Each object of annotation is defined as a string label and a list of coordinates pairs, that form a polygon.

In order to create a visualization call annotations_preview method of PSImage. This method has several params:

  1. annotations - either a path to json file with annotations or an iterable of tuples of label and numpy array of vertices.
  2. scale, max_side, auto_downscale params that control downscale. Simular to the ones in to_array, to_image, export_simple methods.
  3. anno_description - optional parameter of AnnoDescription object storing the description of annotation, that includes classes and colors. If anno_description=None description will be built automatically.
  4. vis_params - optional parameter of AnnoVisualizerParams object controlling the visualization (line width, legend location, fill the polygons or not, with what transperrency).

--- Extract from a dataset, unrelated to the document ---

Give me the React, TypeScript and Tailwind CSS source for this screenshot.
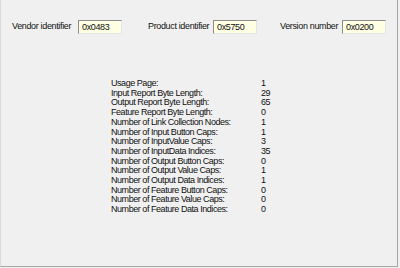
import React from "react";

const font = "font-['Liberation_Sans',Arial,sans-serif]";

const rows: [string, string][] = [
  ["Usage Page:", "1"],
  ["Input Report Byte Length:", "29"],
  ["Output Report Byte Length:", "65"],
  ["Feature Report Byte Length:", "0"],
  ["Number of Link Collection Nodes:", "1"],
  ["Number of Input Button Caps:", "1"],
  ["Number of InputValue Caps:", "3"],
  ["Number of InputData Indices:", "35"],
  ["Number of Output Button Caps:", "0"],
  ["Number of Output Value Caps:", "1"],
  ["Number of Output Data Indices:", "1"],
  ["Number of Feature Button Caps:", "0"],
  ["Number of Feature Value Caps:", "0"],
  ["Number of Feature Data Indices:", "0"],
];

const IdBox = ({ value }: { value: string }) => (
  <div className="w-[44px] h-[14px] shrink-0 bg-[#ffffe4] border border-t-[#8c8c8c] border-l-[#8c8c8c] border-b-[#e4e4e4] border-r-[#e4e4e4] pl-[3px] text-[9px] leading-[12px] tracking-[-0.35px] text-[#111] whitespace-nowrap">
    {value}
  </div>
);

export default function App() {
  return (
    <div className={`w-[400px] h-[268px] bg-[#f0f0f0] ${font}`}>
      <div className="w-[398px] h-[267px] border-l border-l-[#dadada] border-r border-r-[#a8a8a8] border-b border-b-[#a8a8a8]">
        {/* Identifiers */}
        <div className="flex items-center pt-[20px] pl-[11px] text-[9px] tracking-[-0.35px] text-[#111] whitespace-nowrap">
          <span className="w-[59px] shrink-0">Vendor identifier</span>
          <div className="ml-[7px]">
            <IdBox value="0x0483" />
          </div>
          <span className="ml-[26px] w-[59px] shrink-0">Product identifier</span>
          <div className="ml-[6px]">
            <IdBox value="0x5750" />
          </div>
          <span className="ml-[23px] w-[55px] shrink-0">Version number</span>
          <div className="ml-[7px]">
            <IdBox value="0x0200" />
          </div>
        </div>

        {/* Device capabilities */}
        <div className="mt-[45px] pl-[110px] text-[9px] leading-[9.7px] tracking-[-0.45px] text-[#111] whitespace-nowrap">
          {rows.map(([label, value]) => (
            <div key={label} className="flex">
              <span className="w-[150px] shrink-0">{label}</span>
              <span>{value}</span>
            </div>
          ))}
        </div>
      </div>
    </div>
  );
}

AnnoDescription class is capable for storing labels, descriptions, alternate labels and colors. If you need, you can set it up manually by yourself. But it also can be constructed automatically for the existing dataset. In this case all .json files in the dataset will be analyzed, a set of labels will be extracted, for each label a distinct color will be chosen. To do it just call auto_from_files class method and pass the path to the dataset (or a single .json file):

from psimage.base.anno_visualizer import AnnoDescription

anno_dsc = AnnoDescription.auto_from_files(ds_path)

and use the created AnnoDescription object when calling annotations_preview method of PSImage.

An example of visualizing the annotations for PATH-DT-MSU WSS1, WSS2 datasets is provided in visualize_annotations.py example script.